> [PROBLEM STATEMENT]
All of the data below must be repeated exactly.

> [MATERIAL]
-----

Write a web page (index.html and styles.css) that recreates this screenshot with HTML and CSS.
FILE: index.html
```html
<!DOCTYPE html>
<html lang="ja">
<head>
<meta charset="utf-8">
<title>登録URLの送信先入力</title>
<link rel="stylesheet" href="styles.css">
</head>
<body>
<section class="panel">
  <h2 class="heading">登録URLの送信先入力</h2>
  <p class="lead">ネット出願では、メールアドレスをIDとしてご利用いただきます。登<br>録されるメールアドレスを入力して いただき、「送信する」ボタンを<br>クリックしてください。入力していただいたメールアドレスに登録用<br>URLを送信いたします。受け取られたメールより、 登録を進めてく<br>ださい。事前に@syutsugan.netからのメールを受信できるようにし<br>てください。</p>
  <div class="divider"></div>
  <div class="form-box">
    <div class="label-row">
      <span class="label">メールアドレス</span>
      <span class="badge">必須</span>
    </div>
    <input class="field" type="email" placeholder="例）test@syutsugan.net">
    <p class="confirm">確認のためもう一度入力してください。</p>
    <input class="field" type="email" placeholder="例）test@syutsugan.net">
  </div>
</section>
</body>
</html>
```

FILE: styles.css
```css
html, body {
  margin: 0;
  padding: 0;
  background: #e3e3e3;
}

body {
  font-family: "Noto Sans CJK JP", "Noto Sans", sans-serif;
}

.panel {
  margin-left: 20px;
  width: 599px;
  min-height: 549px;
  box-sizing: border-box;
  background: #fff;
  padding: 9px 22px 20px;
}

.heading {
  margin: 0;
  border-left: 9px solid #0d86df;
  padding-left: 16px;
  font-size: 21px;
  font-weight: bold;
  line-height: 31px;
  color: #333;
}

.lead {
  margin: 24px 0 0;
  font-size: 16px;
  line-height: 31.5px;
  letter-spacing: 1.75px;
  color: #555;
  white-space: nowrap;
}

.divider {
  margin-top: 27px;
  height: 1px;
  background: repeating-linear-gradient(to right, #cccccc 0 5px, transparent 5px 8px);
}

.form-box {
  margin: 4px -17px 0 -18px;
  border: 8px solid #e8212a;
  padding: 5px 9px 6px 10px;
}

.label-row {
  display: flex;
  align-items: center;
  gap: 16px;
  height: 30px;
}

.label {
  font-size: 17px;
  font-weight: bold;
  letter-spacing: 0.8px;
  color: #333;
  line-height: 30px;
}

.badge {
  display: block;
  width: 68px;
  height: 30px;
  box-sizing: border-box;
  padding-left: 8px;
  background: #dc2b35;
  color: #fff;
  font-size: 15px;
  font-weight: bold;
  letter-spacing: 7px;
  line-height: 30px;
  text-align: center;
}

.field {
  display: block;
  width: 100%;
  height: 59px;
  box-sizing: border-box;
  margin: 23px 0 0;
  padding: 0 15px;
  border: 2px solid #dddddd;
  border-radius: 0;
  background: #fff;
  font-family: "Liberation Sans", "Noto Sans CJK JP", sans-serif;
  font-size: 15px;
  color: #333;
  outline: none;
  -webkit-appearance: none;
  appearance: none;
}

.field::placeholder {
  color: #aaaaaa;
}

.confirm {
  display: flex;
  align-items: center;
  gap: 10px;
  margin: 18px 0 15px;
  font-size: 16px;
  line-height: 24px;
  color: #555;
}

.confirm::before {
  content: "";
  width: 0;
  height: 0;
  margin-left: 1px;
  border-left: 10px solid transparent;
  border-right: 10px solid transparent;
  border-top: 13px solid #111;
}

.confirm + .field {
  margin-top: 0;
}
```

-----

> [FINISHED ANSWER]
Write a web page (index.html and styles.css) that recreates this screenshot with HTML and CSS.
FILE: index.html
```html
<!DOCTYPE html>
<html lang="ja">
<head>
<meta charset="utf-8">
<title>登録URLの送信先入力</title>
<link rel="stylesheet" href="styles.css">
</head>
<body>
<section class="panel">
  <h2 class="heading">登録URLの送信先入力</h2>
  <p class="lead">ネット出願では、メールアドレスをIDとしてご利用いただきます。登<br>録されるメールアドレスを入力して いただき、「送信する」ボタンを<br>クリックしてください。入力していただいたメールアドレスに登録用<br>URLを送信いたします。受け取られたメールより、 登録を進めてく<br>ださい。事前に@syutsugan.netからのメールを受信できるようにし<br>てください。</p>
  <div class="divider"></div>
  <div class="form-box">
    <div class="label-row">
      <span class="label">メールアドレス</span>
      <span class="badge">必須</span>
    </div>
    <input class="field" type="email" placeholder="例）test@syutsugan.net">
    <p class="confirm">確認のためもう一度入力してください。</p>
    <input class="field" type="email" placeholder="例）test@syutsugan.net">
  </div>
</section>
</body>
</html>
```

FILE: styles.css
```css
html, body {
  margin: 0;
  padding: 0;
  background: #e3e3e3;
}

body {
  font-family: "Noto Sans CJK JP", "Noto Sans", sans-serif;
}

.panel {
  margin-left: 20px;
  width: 599px;
  min-height: 549px;
  box-sizing: border-box;
  background: #fff;
  padding: 9px 22px 20px;
}

.heading {
  margin: 0;
  border-left: 9px solid #0d86df;
  padding-left: 16px;
  font-size: 21px;
  font-weight: bold;
  line-height: 31px;
  color: #333;
}

.lead {
  margin: 24px 0 0;
  font-size: 16px;
  line-height: 31.5px;
  letter-spacing: 1.75px;
  color: #555;
  white-space: nowrap;
}

.divider {
  margin-top: 27px;
  height: 1px;
  background: repeating-linear-gradient(to right, #cccccc 0 5px, transparent 5px 8px);
}

.form-box {
  margin: 4px -17px 0 -18px;
  border: 8px solid #e8212a;
  padding: 5px 9px 6px 10px;
}

.label-row {
  display: flex;
  align-items: center;
  gap: 16px;
  height: 30px;
}

.label {
  font-size: 17px;
  font-weight: bold;
  letter-spacing: 0.8px;
  color: #333;
  line-height: 30px;
}

.badge {
  display: block;
  width: 68px;
  height: 30px;
  box-sizing: border-box;
  padding-left: 8px;
  background: #dc2b35;
  color: #fff;
  font-size: 15px;
  font-weight: bold;
  letter-spacing: 7px;
  line-height: 30px;
  text-align: center;
}

.field {
  display: block;
  width: 100%;
  height: 59px;
  box-sizing: border-box;
  margin: 23px 0 0;
  padding: 0 15px;
  border: 2px solid #dddddd;
  border-radius: 0;
  background: #fff;
  font-family: "Liberation Sans", "Noto Sans CJK JP", sans-serif;
  font-size: 15px;
  color: #333;
  outline: none;
  -webkit-appearance: none;
  appearance: none;
}

.field::placeholder {
  color: #aaaaaa;
}

.confirm {
  display: flex;
  align-items: center;
  gap: 10px;
  margin: 18px 0 15px;
  font-size: 16px;
  line-height: 24px;
  color: #555;
}

.confirm::before {
  content: "";
  width: 0;
  height: 0;
  margin-left: 1px;
  border-left: 10px solid transparent;
  border-right: 10px solid transparent;
  border-top: 13px solid #111;
}

.confirm + .field {
  margin-top: 0;
}
```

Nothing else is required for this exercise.